One day after Golden Tate received his appeal fate from the NFL, which upheld the Giants wide receiver's four-game suspension for performance-enhancing drugs, he opened up on the decision following Wednesday's practice.
Among his comments, Tate said he is considering taking legal action against the doctor who prescribed him the drug.
"We are definitely looking into it, we are kind of examining all of our options," Tate said. "This all came out a few days ago, so I'm still trying to get through camp, trying my best to focus and continue to be a leader for this organization, and practice hard."
Tate said that the fertility drug he took was clomiphene, also called "clomid," which had been considered by the doctor as fine to take after previously prescribing the substance for two other unnamed NFL players.
"A few weeks after my test, I went back and spoke to the doctor," Tate said. "Well, initially, the doctor said it was not a banned substance. In fact, he'd given it to two other NFL players, which is why I kind of trusted it and kind of kept living my life.
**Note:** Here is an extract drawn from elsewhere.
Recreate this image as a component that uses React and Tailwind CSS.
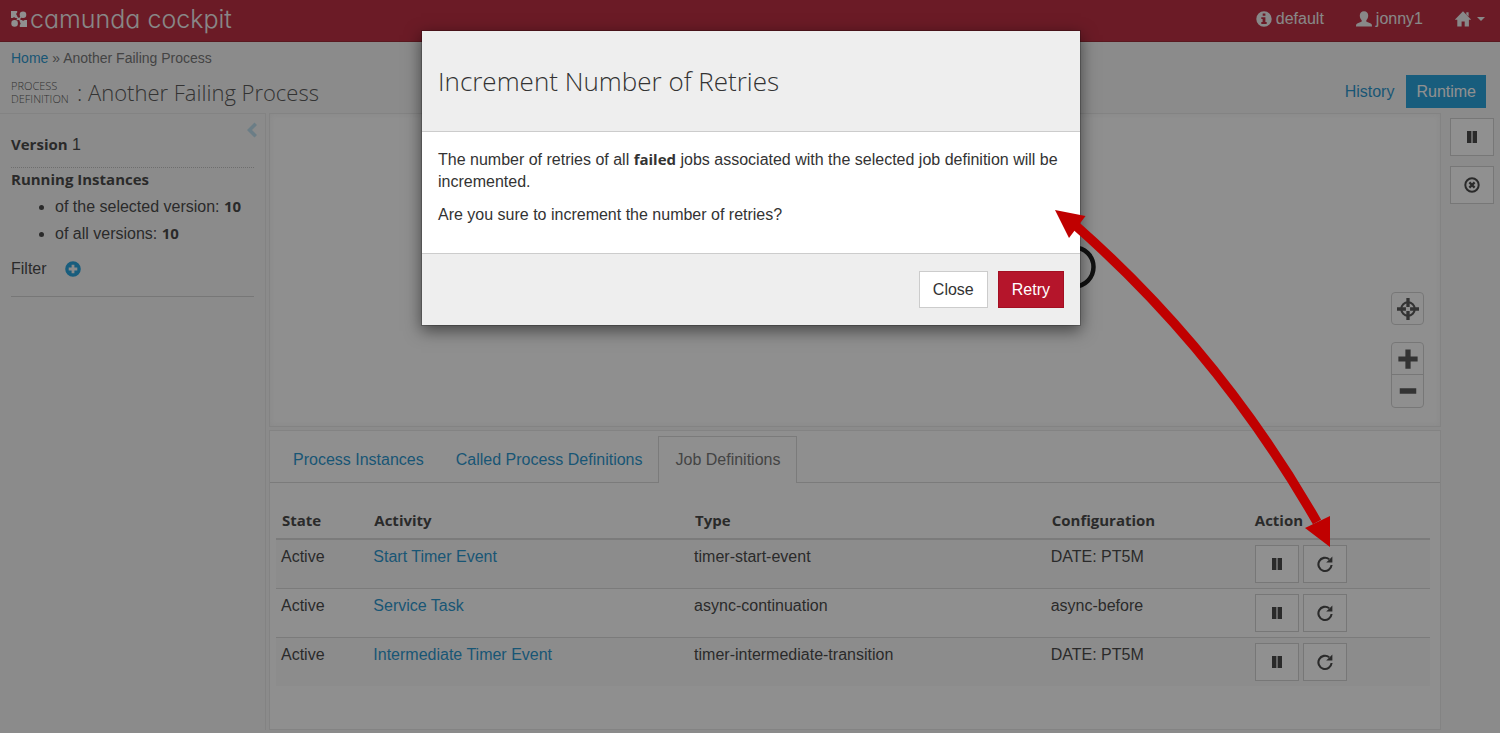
import React from "react";

const GLYPHS = {
  info: (
    <path fillRule="evenodd" d="M8 0.3a7.7 7.7 0 1 0 0 15.4A7.7 7.7 0 0 0 8 0.3zM6.700 2.500h2.700v2.300H6.700zM5.300 6.200h4.100v4.900h1.300v2H5.300v-2h1.300V8.100H5.300z" />
  ),
  user: (
    <path d="M8 0.2c2.600 0 4.200 1.700 4.200 4.400 0 2-.8 3.600-1.800 4.600-.3.400-.3 1.300.3 1.600l4.100 1.700c.9.400 1.200 1.200 1.200 3H0c0-1.800.3-2.600 1.200-3l4.100-1.700c.6-.3.600-1.200.3-1.600-1-1-1.800-2.600-1.800-4.600C3.800 1.900 5.400.2 8 .2z" />
  ),
  home: (
    <path d="M8 .2 16.200 8.800h-2.300V15.600H9.700V10.500H6.600v5.100H2.300V8.800H-.2L8 .2zM11.300 1.300h2.300v4.300l-2.300-2.400z" />
  ),
  pause: <path d="M3 2h4.400v12H3zM8.600 2H13v12H8.600z" />,
  removeCircle: (
    <>
      <circle cx="8" cy="8" r="6.700" fill="none" stroke="currentColor" strokeWidth="2" />
      <path d="M5.400 5.400 10.600 10.600M10.600 5.400 5.400 10.600" fill="none" stroke="currentColor" strokeWidth="2.200" />
    </>
  ),
  repeat: (
    <>
      <path d="M12.200 3.200A6.600 6.600 0 1 0 14.600 9" fill="none" stroke="currentColor" strokeWidth="2.100" />
      <path d="M15.400 .4v6.200H9.200z" />
    </>
  ),
  chevronLeft: <path d="M10.500 .6 13 3.100 8 8l5 4.900-2.500 2.500L3 8z" />,
  plus: <path d="M6.100 1h3.800v5.100H15v3.800H9.900V15H6.100V9.900H1V6.100h5.100z" />,
  minus: <path d="M2 6h12v4H2z" />,
  plusCircle: (
    <path fillRule="evenodd" d="M8 .2a7.800 7.800 0 1 0 0 15.600A7.800 7.800 0 0 0 8 .2zM6.600 3.700h2.800v2.900h2.900v2.800H9.400v2.900H6.600V9.400H3.700V6.600h2.900z" />
  ),
  screenshot: (
    <>
      <circle cx="8" cy="8" r="4.900" fill="none" stroke="currentColor" strokeWidth="1.500" />
      <path d="M6.800 0h2.400v6.500H6.800zM6.800 9.500h2.400V16H6.800zM0 6.800h6.500v2.400H0zM9.500 6.800H16v2.400H9.500z" />
    </>
  ),
};

function Glyph({ name, className = "size-4" }) {
  return (
    <svg viewBox="0 0 16 16" fill="currentColor" aria-hidden="true" className={className}>
      {GLYPHS[name]}
    </svg>
  );
}

function LogoMark() {
  return (
    <svg viewBox="0 0 16 16" fill="currentColor" aria-hidden="true" className="size-4">
      <path d="M0 0h6.200v1.500a1.800 1.800 0 0 0 0 3.200V7H4.600a1.800 1.800 0 0 0-3 0H0z" />
      <circle cx="12" cy="3.700" r="3.300" />
      <circle cx="3.600" cy="12.400" r="3.300" />
      <path d="M8.800 16V14a1.800 1.800 0 0 0 0-3V9h2a1.600 1.600 0 0 0 2.800 0H16v7z" />
      <path d="M5 5.500l3 2.500 3.500 3.500M10 6 8 8 5.700 8.500" fill="none" stroke="currentColor" strokeWidth="1.400" />
    </svg>
  );
}

function IconButton({ icon, label }) {
  return (
    <button
      type="button"
      aria-label={label}
      className="flex h-[38px] w-11 items-center justify-center border border-[#ccc] bg-white text-[#333]"
    >
      <Glyph name={icon} />
    </button>
  );
}

function Header() {
  return (
    <header className="flex h-[42px] items-center justify-between border-b border-[#92101f] bg-[#b5152b] pr-[15px] pb-[3px] pl-[11px] text-white">
      <a href="#home" className="flex items-center gap-[3px]">
        <LogoMark />
        <span className="font-['Inter','Open_Sans',sans-serif] text-[25px] leading-9 font-light text-[#eee] [font-feature-settings:'cv11']">
          camunda cockpit
        </span>
      </a>
      <nav className="flex items-center gap-8 text-[#eee]">
        <a href="#engine" className="flex items-center gap-1">
          <Glyph name="info" />
          default
        </a>
        <a href="#user" className="flex items-center gap-1">
          <Glyph name="user" />
          jonny1
        </a>
        <a href="#apps" aria-label="Apps" className="flex items-center gap-1.5">
          <Glyph name="home" />
          <svg viewBox="0 0 8 4" fill="currentColor" aria-hidden="true" className="h-1 w-2">
            <path d="M0 0h8L4 4z" />
          </svg>
        </a>
      </nav>
    </header>
  );
}

function TitleBar() {
  return (
    <div className="h-[71px] pr-[14px] pl-[11px] pt-1.5">
      <div className="text-[14px] leading-5 text-[#666]">
        <a href="#home" className="text-[#0e8ac8]">Home</a> » Another Failing Process
      </div>
      <div className="flex items-center justify-between pt-[7px]">
        <h1 className="flex items-center font-['Open_Sans',sans-serif] text-[#444]">
          <span className="w-[66px] text-[11px] leading-[13px] font-light">
            PROCESS
            <br />
            DEFINITION
          </span>
          <span className="text-[22px] leading-8 font-light">: Another Failing Process</span>
        </h1>
        <nav className="flex">
          <a href="#history" className="px-3 leading-[33px] text-[#0e8ac8]">History</a>
          <a href="#runtime" className="bg-[#0e98d8] px-2.5 leading-[33px] text-white">Runtime</a>
        </nav>
      </div>
    </div>
  );
}

const strong = "font-['Open_Sans',sans-serif] text-[15px] font-bold";

function Sidebar() {
  return (
    <aside className="w-[266px] shrink-0 border-t border-r border-[#e4e4e4] pr-[11px] pl-[11px]">
      <div className="flex h-[54px] justify-between border-b border-dotted border-[#bbb]">
        <p className="pt-[19px] leading-[22px]">
          <span className={strong}>Version</span> 1
        </p>
        <button type="button" aria-label="Collapse sidebar" className="mt-2 -mr-1.5 h-4 text-[#b4d9ea]">
          <Glyph name="chevronLeft" />
        </button>
      </div>
      <h2 className={`${strong} leading-[22px]`}>Running Instances</h2>
      <ul className="list-disc pt-[3px] pl-11 leading-[27px]">
        <li>of the selected version: <b className={strong}>10</b></li>
        <li>of all versions: <b className={strong}>10</b></li>
      </ul>
      <div className="flex h-[50px] items-center gap-[18px] border-b border-[#ccc] pb-1.5">
        Filter
        <button type="button" aria-label="Add filter" className="text-[#0e98d8]">
          <Glyph name="plusCircle" />
        </button>
      </div>
    </aside>
  );
}

function Diagram() {
  const zoomButton = "flex h-8 items-center justify-center text-[#444]";
  return (
    <section className="relative h-[314px] border border-[#e4e4e4] bg-[#fdfdfd] shadow-[inset_0_0_6px_#eee]">
      <svg viewBox="0 0 44 44" aria-hidden="true" className="absolute top-[131px] right-[344px] size-11">
        <circle cx="22" cy="22" r="19.500" fill="none" stroke="#000" strokeWidth="4.500" />
      </svg>
      <div className="absolute top-[178px] right-4 flex flex-col gap-[17px]">
        <button type="button" aria-label="Reset zoom" className="flex size-[33px] items-center justify-center rounded-sm border border-[#ccc] text-[#444]">
          <Glyph name="screenshot" className="size-[22px]" />
        </button>
        <div className="flex w-[33px] flex-col divide-y divide-[#ccc] rounded-sm border border-[#ccc]">
          <button type="button" aria-label="Zoom in" className={zoomButton}>
            <Glyph name="plus" className="size-[22px]" />
          </button>
          <button type="button" aria-label="Zoom out" className={zoomButton}>
            <Glyph name="minus" className="size-[22px]" />
          </button>
        </div>
      </div>
    </section>
  );
}

const JOBS = [
  ["Active", "Start Timer Event", "timer-start-event", "DATE: PT5M"],
  ["Active", "Service Task", "async-continuation", "async-before"],
  ["Active", "Intermediate Timer Event", "timer-intermediate-transition", "DATE: PT5M"],
];

function JobDefinitions() {
  const head = `${strong} px-1.5 pt-[5px] pb-[7px] leading-[22px]`;
  const cell = "px-[5px] py-[5px]";
  return (
    <section className="flex-1 border border-[#e4e4e4] bg-[#fdfdfd]">
      <div role="tablist" className="flex h-[52px] items-end border-b border-[#d4d4d4] pl-[7px] leading-[45px]">
        <button type="button" role="tab" aria-selected="false" className="px-4 text-[#0e8ac8]">
          Process Instances
        </button>
        <button type="button" role="tab" aria-selected="false" className="px-4 text-[#0e8ac8]">
          Called Process Definitions
        </button>
        <button type="button" role="tab" aria-selected="true" className="-mb-px border border-b-0 border-[#d4d4d4] bg-[#fdfdfd] px-4 pb-px text-[#666]">
          Job Definitions
        </button>
      </div>
      <div className="pt-[21px] pr-2.5 pl-1.5">
        <table className="w-full table-fixed border-collapse text-left">
          <thead>
            <tr className="border-b-2 border-[#d4d4d4]">
              <th className={`${head} w-[8%]`}>State</th>
              <th className={`${head} w-[27.8%]`}>Activity</th>
              <th className={`${head} w-[30.9%]`}>Type</th>
              <th className={`${head} w-[17.6%]`}>Configuration</th>
              <th className={head}>Action</th>
            </tr>
          </thead>
          <tbody className="align-top leading-6">
            {JOBS.map(([state, activity, type, config]) => (
              <tr key={activity} className="border-t border-[#d4d4d4] odd:bg-[#f7f7f7]">
                <td className={cell}>{state}</td>
                <td className={cell}><a href="#activity" className="text-[#0e8ac8]">{activity}</a></td>
                <td className={cell}>{type}</td>
                <td className={cell}>{config}</td>
                <td className="px-1.5 py-[5px]">
                  <div className="flex gap-1">
                    <IconButton icon="pause" label={`Suspend ${activity}`} />
                    <IconButton icon="repeat" label={`Retry ${activity}`} />
                  </div>
                </td>
              </tr>
            ))}
          </tbody>
        </table>
      </div>
    </section>
  );
}

function RetryDialog() {
  return (
    <div className="absolute inset-0 flex items-start justify-center bg-[#222]/50 pt-[30px]">
      <div
        role="dialog"
        aria-modal="true"
        aria-labelledby="dialog-title"
        className="ml-0.5 w-[660px] border border-black/20 bg-[#eee] bg-clip-padding shadow-[0_5px_15px_rgba(0,0,0,0.5)]"
      >
        <h2 id="dialog-title" className="border-b border-[#ccc] px-4 py-[30px] font-['Open_Sans',sans-serif] text-[26px] leading-10 font-light">
          Increment Number of Retries
        </h2>
        <div className="bg-white px-4 pt-4 pb-[27px] leading-[22px]">
          <p>
            The number of retries of all <b className={strong}>failed</b> jobs associated with the selected job definition will be incremented.
          </p>
          <p className="pt-[11px]">Are you sure to increment the number of retries?</p>
        </div>
        <div className="flex justify-end gap-2.5 border-t border-[#ccc] px-4 py-[17px]">
          <button type="button" className="h-[37px] border border-[#ccc] bg-white px-[13px]">Close</button>
          <button type="button" className="h-[37px] border border-[#a30f22] bg-[#b5152b] px-[13px] text-white">Retry</button>
        </div>
      </div>
      <svg viewBox="0 0 276 338" aria-hidden="true" className="absolute top-[210px] left-1/2 ml-[305px] h-[338px] w-[276px]" fill="#c00000">
        <path d="M20 15Q165 142.500 262 312" fill="none" stroke="#c00000" strokeWidth="9.500" />
        <path d="M0 0 30.500 6 14 28zM275 337 250 318 275 306z" />
      </svg>
    </div>
  );
}

export default function App() {
  return (
    <div className="relative flex min-h-screen flex-col overflow-hidden bg-[#f5f5f5] pb-[3px] font-['Liberation_Sans',Arial,sans-serif] text-[16px] text-[#333]">
      <Header />
      <TitleBar />
      <main className="flex flex-1">
        <Sidebar />
        <div className="flex min-w-0 flex-1 flex-col gap-[3px] pl-[3px]">
          <Diagram />
          <JobDefinitions />
        </div>
        <div className="flex w-[59px] shrink-0 flex-col gap-2.5 pt-[5px] pl-[9px]">
          <IconButton icon="pause" label="Suspend process definition" />
          <IconButton icon="removeCircle" label="Cancel process definition" />
        </div>
      </main>
      <RetryDialog />
    </div>
  );
}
I was out to dinner one night with the guy who worked for me and we started talking about another player who was getting suspended for something completely different and a light went off in my head, 'Let me just call the doctor and make sure, just to make myself feel better.' I asked him what the active ingredient was and we looked it up right then and there and sure enough, it was a banned substance."
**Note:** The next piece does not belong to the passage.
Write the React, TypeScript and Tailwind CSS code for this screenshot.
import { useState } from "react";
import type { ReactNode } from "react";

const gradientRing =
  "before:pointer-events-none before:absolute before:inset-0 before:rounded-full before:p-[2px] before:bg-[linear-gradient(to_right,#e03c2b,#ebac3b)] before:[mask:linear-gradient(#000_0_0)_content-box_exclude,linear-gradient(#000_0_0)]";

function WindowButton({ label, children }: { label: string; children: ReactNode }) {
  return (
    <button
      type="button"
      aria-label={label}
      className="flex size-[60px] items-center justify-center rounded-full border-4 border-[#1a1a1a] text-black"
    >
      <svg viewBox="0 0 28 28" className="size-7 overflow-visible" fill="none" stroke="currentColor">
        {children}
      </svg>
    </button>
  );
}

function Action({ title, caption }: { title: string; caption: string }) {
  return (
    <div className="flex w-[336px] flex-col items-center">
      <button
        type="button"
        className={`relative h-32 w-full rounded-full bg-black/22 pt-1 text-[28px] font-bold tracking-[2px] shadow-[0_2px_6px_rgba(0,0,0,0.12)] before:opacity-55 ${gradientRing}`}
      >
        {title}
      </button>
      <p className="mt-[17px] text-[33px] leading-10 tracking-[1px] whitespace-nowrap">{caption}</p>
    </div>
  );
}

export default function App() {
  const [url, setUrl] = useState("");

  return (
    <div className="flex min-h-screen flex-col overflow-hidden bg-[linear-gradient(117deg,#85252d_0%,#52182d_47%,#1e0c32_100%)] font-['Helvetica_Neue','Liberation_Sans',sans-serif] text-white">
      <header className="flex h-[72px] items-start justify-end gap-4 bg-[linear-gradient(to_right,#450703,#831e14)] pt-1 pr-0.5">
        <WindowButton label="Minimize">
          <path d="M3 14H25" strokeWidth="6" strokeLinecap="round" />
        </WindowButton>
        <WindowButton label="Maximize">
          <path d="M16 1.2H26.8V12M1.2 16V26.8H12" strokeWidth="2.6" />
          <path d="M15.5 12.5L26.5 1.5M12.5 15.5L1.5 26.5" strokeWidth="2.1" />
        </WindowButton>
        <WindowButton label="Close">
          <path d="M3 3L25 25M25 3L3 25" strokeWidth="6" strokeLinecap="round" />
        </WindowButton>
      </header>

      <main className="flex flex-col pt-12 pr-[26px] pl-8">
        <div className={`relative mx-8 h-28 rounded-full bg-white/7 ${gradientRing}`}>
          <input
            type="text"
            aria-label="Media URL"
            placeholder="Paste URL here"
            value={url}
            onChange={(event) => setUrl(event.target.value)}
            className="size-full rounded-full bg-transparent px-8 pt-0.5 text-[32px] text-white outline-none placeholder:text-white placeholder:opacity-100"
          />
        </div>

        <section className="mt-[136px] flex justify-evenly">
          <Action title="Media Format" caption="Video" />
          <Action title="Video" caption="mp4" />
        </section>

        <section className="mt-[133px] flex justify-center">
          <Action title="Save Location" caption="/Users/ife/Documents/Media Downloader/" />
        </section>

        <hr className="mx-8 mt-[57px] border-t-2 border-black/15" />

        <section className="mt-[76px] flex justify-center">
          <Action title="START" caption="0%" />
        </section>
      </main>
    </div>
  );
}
Tate immediately discontinued his intake of the drug, but the NFL's zero-tolerance policy kept the four-game suspension intact.
"I just thought, after we looked at the facts in the situation, that the NFL would be understanding," he said. "But because it's a no-tolerance policy, they, I guess, upheld the suspension."
With the absences of Tate, Corey Coleman (ACL tear) and possibly Sterling Shepard (fractured thumb), the Giants' next wide receivers up are currently Cody Latimer, Bennie Fowler and Russell Shepard for the Sept. 8 season opener against the Dallas Cowboys.
"I have no problem accepting the punishment," Tate said. "Ultimately, I'm responsible for what's put in my body. The tough thing I'm dealing with is I'm letting down a lot of people -- my family, the guys in the locker room, the organization that brought me here. That's what's been crushing me."